Modeling aggressive driving behavior based on graph construction

The occurrence of aggressive driving behavior is a random process among time-varying transversion. For modeling aggressive driving behavior, previous studies have typically relied on summative statistics (e.g. means and S.D.) as the inputs which fall short in extracting features of driving behaviors that are in a time-series pattern. The raw data are used to extract the pieces of the graph. Each graph represents a specific driving trip that includes driver characteristics, environment information, and driving behavior variables. Graphs of trips were constructed based on the Shanghai Naturalistic Driving Study data. 17 variables related to aggressive driving are extracted and converted into elements (pieces as described in the paper) in the construction graphs.
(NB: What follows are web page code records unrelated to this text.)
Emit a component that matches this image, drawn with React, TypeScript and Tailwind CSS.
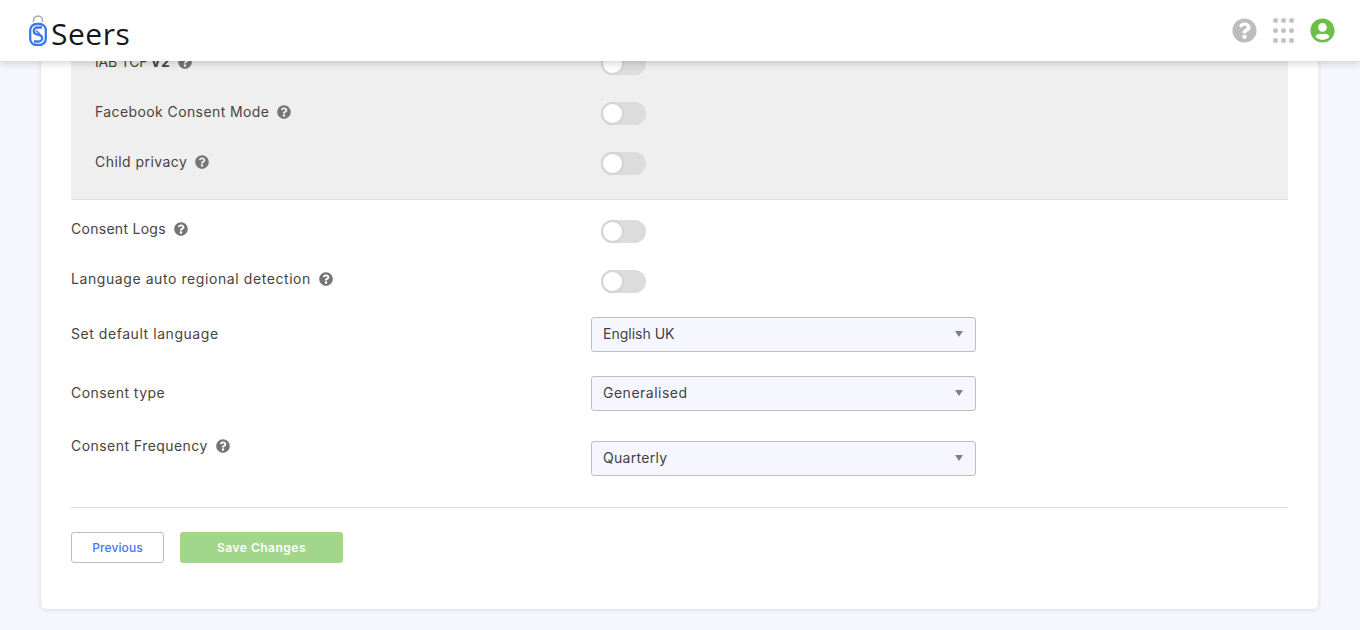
import React from 'react';
import { FaQuestionCircle, FaUserCircle } from 'react-icons/fa';

const font = { fontFamily: 'Inter, sans-serif' };

function Help({ className = '' }: { className?: string }) {
  return <FaQuestionCircle className={`inline-block text-[14px] text-[#757575] ${className}`} />;
}

function Toggle() {
  return (
    <div className="relative h-[23px] w-[45px] shrink-0 rounded-full bg-[#dcdcdc]">
      <div className="absolute left-0 top-0 h-[23px] w-[23px] rounded-full border-2 border-[#d4d4d4] bg-white" />
    </div>
  );
}

function ToggleRow({ label, bold, indent, tracking = 'tracking-[0.45px]' }: { label: string; bold?: string; indent?: boolean; tracking?: string }) {
  return (
    <div className={`flex h-[50px] items-center ${indent ? 'pl-[24px]' : ''}`}>
      <div className={`flex items-center gap-[8px] ${indent ? '-mt-[3px] w-[506px]' : '-mt-[5px] w-[530px]'}`}>
        <span className={`text-[14px] text-[#4a4340] ${tracking}`}>
          {label}
          {bold && <b className="font-bold tracking-normal"> {bold}</b>}
        </span>
        <Help />
      </div>
      <Toggle />
    </div>
  );
}

function SelectRow({
  label,
  value,
  help,
  className = '',
  tracking = 'tracking-[0.45px]',
  valueTracking = 'tracking-[0.3px]',
}: {
  label: string;
  value: string;
  help?: boolean;
  className?: string;
  tracking?: string;
  valueTracking?: string;
}) {
  return (
    <div className={`flex items-center ${className}`}>
      <div className={`flex w-[520px] items-center gap-[8px] ${help ? '-mt-[26px]' : '-mt-[2px]'}`}>
        <span className={`text-[14px] text-[#4a4340] ${tracking}`}>{label}</span>
        {help && <Help />}
      </div>
      <div className="flex h-[35px] w-[385px] items-center justify-between rounded-[3px] border border-[#bdbdc4] bg-[#f6f7fe] pl-[11px] pr-[12px]">
        <span className={`-mt-[2px] text-[14px] text-[#3f3f46] ${valueTracking}`}>{value}</span>
        <span className="-mt-[2px] h-0 w-0 border-x-[4px] border-t-[6px] border-x-transparent border-t-[#808080]" />
      </div>
    </div>
  );
}

function Logo() {
  return (
    <svg width="18" height="31" viewBox="0 0 18 31" fill="none" className="shrink-0">
      <path d="M4.5 7 V5.5 A4.5 4.5 0 0 1 13.5 5.5 V7" stroke="#a8a8a8" strokeWidth="1.5" />
      <path d="M12 9 H7.5 A6.3 6.3 0 0 0 1.2 15.3 V23.5 A6.3 6.3 0 0 0 7 30" stroke="#3b78f0" strokeWidth="2.3" />
      <path d="M6 30 H10.5 A6.3 6.3 0 0 0 16.8 23.7 V15.5 A6.3 6.3 0 0 0 11 9" stroke="#3b78f0" strokeWidth="2.3" />
      <path d="M13 12.5 H8.5 C3.5 12.5 3.5 19 8.5 19.5 C14.5 20 14.5 26.5 9.5 26.5 H5" stroke="#3b78f0" strokeWidth="2.3" />
      <path d="M7 15.5 L11 19" stroke="#3b78f0" strokeWidth="1.4" />
    </svg>
  );
}

function Header() {
  return (
    <div className="absolute inset-x-0 top-0 z-10 flex h-[61px] items-center justify-between bg-white pl-[29px] pr-[25px] shadow-[0_2px_8px_rgba(0,0,0,0.18)]">
      <div className="flex items-center gap-[4px]">
        <Logo />
        <span className="mt-[6px] text-[30px] leading-none tracking-[0.5px] text-[#16161a]" style={{ fontFamily: '"Open Sans", sans-serif' }}>
          Seers
        </span>
      </div>
      <div className="flex items-center">
        <FaQuestionCircle className="text-[25px] text-[#bdbdbd]" />
        <div className="ml-[16px] grid w-[21px] grid-cols-3 gap-x-[3px] gap-y-[5px]">
          {Array.from({ length: 9 }).map((_, i) => (
            <span key={i} className="h-[5px] w-[5px] rounded-full bg-[#c4c4c4]" />
          ))}
        </div>
        <FaUserCircle className="ml-[16px] text-[25px] text-[#6cc04a]" />
      </div>
    </div>
  );
}

export default function App() {
  return (
    <div className="relative h-[630px] overflow-hidden bg-[#f6f7fe]" style={font}>
      <Header />
      <div className="ml-[41px] h-[609px] w-[1277px] rounded-b-[5px] bg-white px-[30px] shadow-[0_1px_5px_rgba(0,0,0,0.12)]">
        <div className="border-b border-[#dedede] bg-[#efefef] pb-[11px] pt-[38px]">
          <ToggleRow indent label="IAB TCF" bold="V2" tracking="tracking-[-0.2px]" />
          <ToggleRow indent label="Facebook Consent Mode" tracking="tracking-[0.4px]" />
          <ToggleRow indent label="Child privacy" />
        </div>
        <div className="pt-[6px]">
          <ToggleRow label="Consent Logs" tracking="tracking-[0.28px]" />
          <ToggleRow label="Language auto regional detection" tracking="tracking-[0.58px]" />
        </div>
        <SelectRow className="mt-[11px]" label="Set default language" value="English UK" tracking="tracking-[0.55px]" valueTracking="tracking-[0px]" />
        <SelectRow className="mt-[24px]" label="Consent type" value="Generalised" valueTracking="tracking-[0.5px]" />
        <SelectRow className="mt-[30px]" label="Consent Frequency" value="Quarterly" help />
        <div className="mt-[31px] border-t border-[#dedede]" />
        <div className="mt-[24px] flex gap-[16px]">
          <button className="h-[31px] w-[93px] rounded-[3px] border border-[#bdbdbd] bg-white text-[12px] font-medium tracking-[0.1px] text-[#4a73f5]">
            Previous
          </button>
          <button className="h-[31px] w-[163px] rounded-[3px] bg-[#a2d78b] text-[12px] font-semibold tracking-[0.5px] text-white">
            Save Changes
          </button>
        </div>
      </div>
    </div>
  );
}
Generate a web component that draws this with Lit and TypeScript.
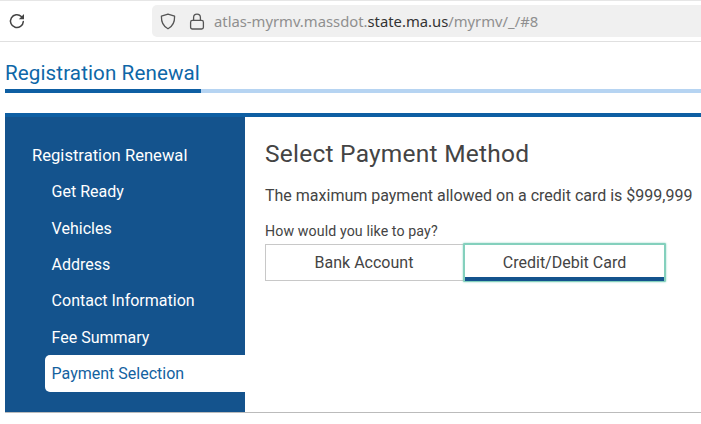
import { LitElement, html, css } from "lit";
import { customElement } from "lit/decorators.js";

@customElement("app-root")
export class AppRoot extends LitElement {
  static styles = css`
    :host { display: block; width: 701px; height: 424px; overflow: hidden; background: #fff; font-family: Roboto, sans-serif; color: #444; }
    .chrome { height: 42px; box-sizing: border-box; border-top: 1px solid #e6e6e6; border-bottom: 1px solid #e0e0e0; display: flex; align-items: flex-start; background: #fff; }
    .reload { width: 18px; height: 18px; margin: 11px 0 0 8px; color: #444; flex: none; }
    .url { margin: 4px 0 0 126px; flex: 1; height: 32px; background: #f0f0f0; border-radius: 5px 0 0 5px; display: flex; align-items: center; font: 14.8px "Noto Sans", sans-serif; color: #8f8f8f; white-space: nowrap; }
    .url svg { flex: none; color: #555; }
    .shield { margin-left: 8px; width: 16px; height: 17px; }
    .lock { margin-left: 13px; width: 16px; height: 17px; margin-right: 9px; }
    .url b { font-weight: 400; color: #333; }
    .tabs { margin: 19px 0 0 5px; }
    .tab-title { font-size: 20.6px; line-height: 24px; color: #0e67a8; letter-spacing: 0.1px; }
    .rule { display: flex; height: 4px; margin-top: 4px; background: #b6d4f2; }
    .rule i { width: 196px; background: #0e5fa3; }
    .panel { margin: 20px 0 0 5px; height: 300px; box-sizing: border-box; border-top: 4px solid #0e5fa3; border-bottom: 1px solid #bbb; display: flex; }
    .side { width: 240px; background: #14538d; color: #fff; box-sizing: border-box; padding: 20.8px 0 0 27px; font-size: 16px; }
    .side-title { line-height: 36.4px; font-size: 16.6px; }
    .side ul { list-style: none; margin: 0; padding: 0 0 0 13px; }
    .side li { height: 36.4px; line-height: 36.4px; padding-left: 6.6px; }
    .side li.on { background: #fff; color: #14629f; border-radius: 5px 0 0 5px; height: 37px; line-height: 37px; margin-top: -1px; }
    .main { padding: 21px 0 0 20px; flex: 1; min-width: 0; white-space: nowrap; }
    h1 { margin: 0; font-size: 24.5px; line-height: 32px; font-weight: 400; letter-spacing: 0.24px; color: #444; }
    .limit { margin-top: 16px; font-size: 16px; line-height: 20px; }
    .ask { margin-top: 16px; font-size: 14.2px; line-height: 18px; letter-spacing: 0.1px; }
    .choices { display: flex; margin-top: 3px; align-items: center; }
    .opt { box-sizing: border-box; display: flex; align-items: center; justify-content: center; font-size: 16px; color: #444; }
    .bank { width: 198px; height: 37px; border: 1px solid #c8c8c8; border-right: 0; padding-right: 1px; }
    .card { width: 203px; height: 39px; position: relative; border: 2px solid #84d0bd; border-radius: 1px; padding-bottom: 1px; box-shadow: 0 0 2px #84d0bd; }
    .card::after { content: ""; position: absolute; left: 0; right: 0; bottom: -1px; height: 4px; background: #14538d; }
  `;

  render() {
    const items = ["Get Ready", "Vehicles", "Address", "Contact Information", "Fee Summary"];
    return html`
      <div class="chrome">
        <svg class="reload" viewBox="0 0 18 18" fill="none" stroke="currentColor" stroke-width="1.5" stroke-linecap="round">
          <path d="M15.3 9.6a6.4 6.4 0 1 1-2-5.1l1.6 1.6" />
          <path d="M16 2v5.2h-5.2z" fill="currentColor" stroke="none" />
        </svg>
        <div class="url">
          <svg class="shield" viewBox="0 0 16 17" fill="none" stroke="currentColor" stroke-width="1.3" stroke-linejoin="round">
            <path d="M8 1.2 14.6 3.2c.2 5.8-1.8 10-6.6 12.6C3.2 13.2 1.2 9 1.4 3.2z" />
          </svg>
          <svg class="lock" viewBox="0 0 16 17" fill="none" stroke="currentColor" stroke-width="1.3">
            <rect x="1.6" y="7.4" width="12.8" height="8.6" rx="1.8" />
            <path d="M4.6 7.4V4.6a3.4 3.4 0 0 1 6.8 0v2.8" />
          </svg>
          <span>atlas-myrmv.massdot.<b>state.ma.us</b>/myrmv/_/#8</span>
        </div>
      </div>
      <div class="tabs">
        <div class="tab-title">Registration Renewal</div>
        <div class="rule"><i></i></div>
      </div>
      <div class="panel">
        <nav class="side">
          <div class="side-title">Registration Renewal</div>
          <ul>
            ${items.map((i) => html`<li>${i}</li>`)}
            <li class="on">Payment Selection</li>
          </ul>
        </nav>
        <section class="main">
          <h1>Select Payment Method</h1>
          <div class="limit">The maximum payment allowed on a credit card is $999,999</div>
          <div class="ask">How would you like to pay?</div>
          <div class="choices">
            <div class="opt bank">Bank Account</div>
            <div class="opt card">Credit/Debit Card</div>
          </div>
        </section>
      </div>
    `;
  }
}
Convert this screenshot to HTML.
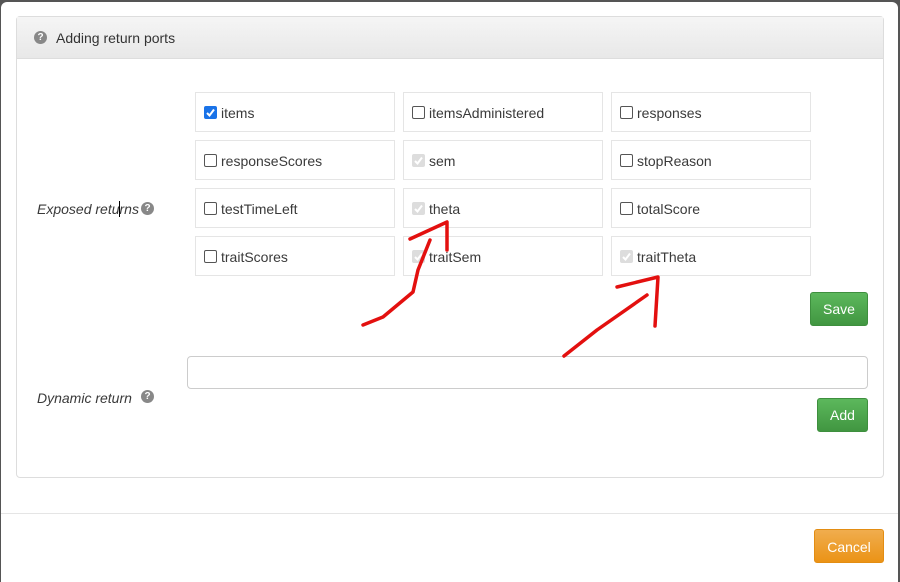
<!DOCTYPE html>
<html><head><style>
body{margin:0;width:900px;height:573px;background:#555;font-family:"Liberation Sans",sans-serif;position:relative;overflow:hidden}
.modal{position:absolute;left:1px;top:2px;width:897px;height:580px;background:#fff;border-radius:6px 6px 0 0}
.panel{position:absolute;left:15px;top:14px;width:866px;height:460px;border:1px solid #ddd;border-radius:4px}
.ph{height:41px;background:linear-gradient(#f5f5f5,#e8e8e8);border-bottom:1px solid #ddd;font-size:14px;color:#333;line-height:42px;padding-left:39px;position:relative}
.q{display:inline-block;width:13px;height:13px;border-radius:50%;background:#888;color:#fff;font-size:10px;font-weight:bold;text-align:center;line-height:13px;position:absolute}
.cell{position:absolute;width:198px;height:38px;border:1px solid #e5e5e5;font-size:14px;color:#3a3a3a;line-height:40px}
.cb{position:absolute;left:8px;top:13px;width:11px;height:11px;border:1px solid #555;border-radius:2px;background:#fff}
.cb.on{background:#1a73e8;border-color:#1a73e8}
.cb.dis{background:#ddd;border-color:#ddd}
.cb svg{position:absolute;left:0;top:0}
.cell span{position:absolute;left:25px}
.lbl{position:absolute;font-style:italic;font-size:14px;color:#3a3a3a}
.btn{position:absolute;color:#fff;font-size:14px;text-align:center;border-radius:3px}
.g{background:linear-gradient(#5cb85c,#419641);border:1px solid #3e8f3e}
</style></head><body>
<div class="modal">
<div class="panel">
<div class="ph"><span class="q" style="left:17px;top:14px">?</span>Adding return ports</div>
</div>
</div>
<div class="lbl" style="left:37px;top:201px">Exposed retu<span style="border-left:1px solid #000;margin-left:-1px"></span>rns</div>
<span class="q" style="left:141px;top:202px">?</span>
<div class="lbl" style="left:37px;top:390px">Dynamic return</div>
<span class="q" style="left:141px;top:390px">?</span>

<div class="cell" style="left:195px;top:92px"><i class="cb on"><svg width="11" height="11"><path d="M2 6l2.5 2.5L9 2.5" stroke="#fff" stroke-width="2" fill="none"/></svg></i><span>items</span></div>
<div class="cell" style="left:403px;top:92px"><i class="cb"></i><span>itemsAdministered</span></div>
<div class="cell" style="left:611px;top:92px"><i class="cb"></i><span>responses</span></div>
<div class="cell" style="left:195px;top:140px"><i class="cb"></i><span>responseScores</span></div>
<div class="cell" style="left:403px;top:140px"><i class="cb dis"><svg width="11" height="11"><path d="M2 6l2.5 2.5L9 2.5" stroke="#fff" stroke-width="2" fill="none"/></svg></i><span>sem</span></div>
<div class="cell" style="left:611px;top:140px"><i class="cb"></i><span>stopReason</span></div>
<div class="cell" style="left:195px;top:188px"><i class="cb"></i><span>testTimeLeft</span></div>
<div class="cell" style="left:403px;top:188px"><i class="cb dis"><svg width="11" height="11"><path d="M2 6l2.5 2.5L9 2.5" stroke="#fff" stroke-width="2" fill="none"/></svg></i><span>theta</span></div>
<div class="cell" style="left:611px;top:188px"><i class="cb"></i><span>totalScore</span></div>
<div class="cell" style="left:195px;top:236px"><i class="cb"></i><span>traitScores</span></div>
<div class="cell" style="left:403px;top:236px"><i class="cb dis"><svg width="11" height="11"><path d="M2 6l2.5 2.5L9 2.5" stroke="#fff" stroke-width="2" fill="none"/></svg></i><span>traitSem</span></div>
<div class="cell" style="left:611px;top:236px"><i class="cb dis"><svg width="11" height="11"><path d="M2 6l2.5 2.5L9 2.5" stroke="#fff" stroke-width="2" fill="none"/></svg></i><span>traitTheta</span></div>

<div class="btn g" style="left:810px;top:292px;width:56px;height:32px;line-height:32px">Save</div>
<div style="position:absolute;left:187px;top:356px;width:679px;height:31px;border:1px solid #ccc;border-radius:4px"></div>
<div class="btn g" style="left:817px;top:398px;width:49px;height:32px;line-height:32px">Add</div>
<div style="position:absolute;left:1px;top:513px;width:897px;border-top:1px solid #e5e5e5"></div>
<div class="btn" style="left:814px;top:529px;width:68px;height:32px;line-height:34px;background:linear-gradient(#f0ad4e,#eb9316);border:1px solid #e38d13">Cancel</div>

<svg style="position:absolute;left:0;top:0" width="900" height="573">
<g stroke="#e3100f" stroke-width="3.5" fill="none" stroke-linecap="round" stroke-linejoin="round">
<path d="M363 325L383 317L413 292L418 270L430 240"/>
<path d="M410 239L447 222L447 250"/>
<path d="M564 356L597 330L647 295"/>
<path d="M617 287L658 277L655 326"/>
</g></svg>
</body></html>
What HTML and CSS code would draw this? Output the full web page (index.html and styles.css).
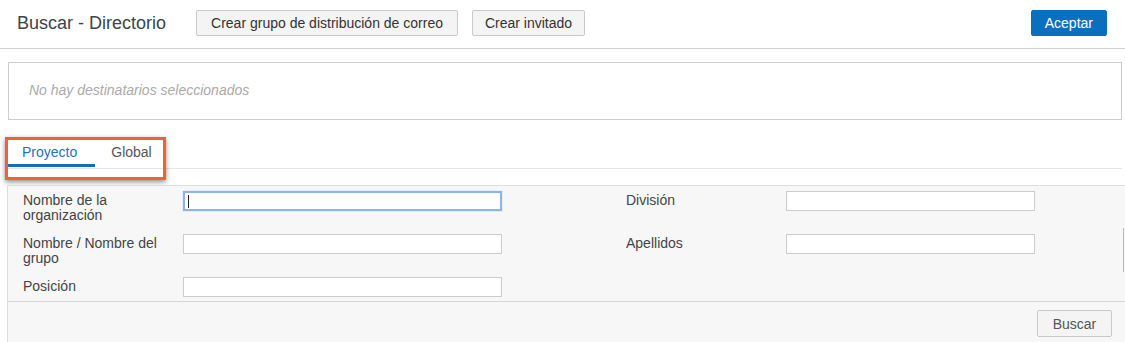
FILE: index.html
```html
<!DOCTYPE html>
<html lang="es">
<head>
<meta charset="utf-8">
<title>Buscar - Directorio</title>
<link rel="stylesheet" href="styles.css">
</head>
<body>
<div class="page">
  <header class="header">
    <h1 class="title">Buscar - Directorio</h1>
    <div class="header-actions">
      <button class="btn btn-wide">Crear grupo de distribución de correo</button>
      <button class="btn">Crear invitado</button>
    </div>
    <button class="btn btn-primary">Aceptar</button>
  </header>

  <div class="recipients">
    <span class="placeholder">No hay destinatarios seleccionados</span>
  </div>

  <nav class="tabs">
    <div class="tab active">Proyecto</div>
    <div class="tab">Global</div>
    <div class="highlight"></div>
  </nav>

  <section class="search">
    <div class="form-grid">
      <label class="label">Nombre de la organización</label>
      <div class="field"><input class="input input-left focused" type="text"><span class="caret"></span></div>
      <label class="label">División</label>
      <div class="field"><input class="input input-right" type="text"></div>

      <label class="label">Nombre / Nombre del grupo</label>
      <div class="field"><input class="input input-left" type="text"></div>
      <label class="label">Apellidos</label>
      <div class="field"><input class="input input-right" type="text"></div>

      <label class="label">Posición</label>
      <div class="field"><input class="input input-left" type="text"></div>
    </div>
    <div class="footer">
      <button class="btn btn-search">Buscar</button>
    </div>
    <div class="scroll-edge"></div>
  </section>
</div>
</body>
</html>
```

FILE: styles.css
```css
* { box-sizing: border-box; }

html, body {
  margin: 0;
  padding: 0;
  background: #ffffff;
  font-family: "Liberation Sans", Arial, sans-serif;
  color: #333333;
}

.page {
  position: relative;
  width: 1125px;
  height: 342px;
  overflow: hidden;
}

.header {
  display: flex;
  align-items: center;
  height: 49px;
  padding: 0 18px 2px 17px;
  border-bottom: 1px solid #cfcfcf;
}

.title {
  margin: 0;
  font-size: 18px;
  font-weight: normal;
  color: #3b4250;
}

.header-actions {
  display: flex;
  gap: 14px;
  margin-left: 30px;
  flex: 1;
}

.btn {
  font-family: "Liberation Sans", Arial, sans-serif;
  font-size: 14px;
  color: #333333;
  height: 26px;
  padding: 0 12px;
  background: #f4f4f4;
  border: 1px solid #c9c9c9;
  border-radius: 2px;
  cursor: pointer;
}

.btn-wide { padding: 0 14px; }

.btn-primary {
  background: #0a6fbf;
  border-color: #0a6fbf;
  color: #ffffff;
  padding: 0 13px;
}

.recipients {
  display: flex;
  align-items: center;
  margin: 13px 3px 0 8px;
  height: 58px;
  padding: 0 0 2px 20px;
  border: 1px solid #cccccc;
}

.placeholder {
  font-size: 14px;
  font-style: italic;
  color: #aaaaaa;
}

.tabs {
  position: relative;
  display: flex;
  margin: 21px 3px 0 8px;
  padding-bottom: 1px;
  border-bottom: 1px solid #e6e6e6;
}

.tab {
  font-size: 14px;
  line-height: 16px;
  padding: 3px 16px 4px 16px;
  color: #555555;
  border-bottom: 3px solid transparent;
}

.tab.active {
  color: #1a73c4;
  border-bottom-color: #126fbf;
  padding-left: 14px;
  padding-right: 18px;
}

.highlight {
  position: absolute;
  left: -3px;
  top: -4px;
  width: 161px;
  height: 43px;
  border: 3px solid #ee6233;
  box-shadow: 0 2px 5px rgba(0, 0, 0, 0.45);
  pointer-events: none;
}

.search {
  position: relative;
  margin: 16px 0 0 7px;
  background: #f7f7f7;
  border-top: 1px solid #dddddd;
  border-left: 1px solid #dddddd;
  height: 160px;
}

.form-grid {
  display: grid;
  grid-template-columns: 160px 443px 160px 249px;
  row-gap: 11px;
  padding: 5px 0 4px 15px;
  border-bottom: 1px solid #d6d6d6;
}

.label {
  font-size: 14px;
  line-height: 15px;
  padding-top: 2px;
  color: #444444;
  min-height: 32px;
}

.label:last-of-type { min-height: 0; }

.field {
  position: relative;
  display: flex;
  align-items: flex-start;
}

.input {
  height: 20px;
  margin: 0;
  border: 1px solid #cccccc;
  background: #ffffff;
  padding: 0 4px;
  font-family: "Liberation Sans", Arial, sans-serif;
  font-size: 14px;
  outline: none;
}

.input-left { width: 319px; }
.input-right { width: 249px; }

.input.focused {
  border: 2px solid #8cb3ec;
  box-shadow: 0 0 1px #8cb3ec;
}

.caret {
  position: absolute;
  left: 5px;
  top: 4px;
  width: 1px;
  height: 13px;
  background: #222222;
}

.footer {
  display: flex;
  justify-content: flex-end;
  padding: 8px 13px 0 0;
}

.btn-search {
  width: 75px;
  height: 27px;
  padding: 0;
  color: #555555;
}

.scroll-edge {
  position: absolute;
  right: 1px;
  top: 42px;
  width: 1px;
  height: 44px;
  background: #bbbbbb;
}
```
Regression models are used for verifying the performance of using graph construction as the input in modeling. The result shows that a 5-sec time window is suitable for aggressive driving behavior modeling. 11 variables (speed, longitudinal acceleration, lateral acceleration, lateral displacement, gender, age, distracted, drowsy, weather, horizontal alignment, time-to-collision) are selected for graph construction based on their significance. Both summative statistics and graph construction are applied. The result shows that graph construction achieves better performance over models based on summative statistic inputs (mean plus standard deviation, and mean only). Based on weights of variables, time-to-collision is found to be the factor which affects aggressive driving most. This method can be used in real-world applications to improve driving safety by alerting drivers of aggressive behavior identified in real time with Advanced Driver Assistance System applications.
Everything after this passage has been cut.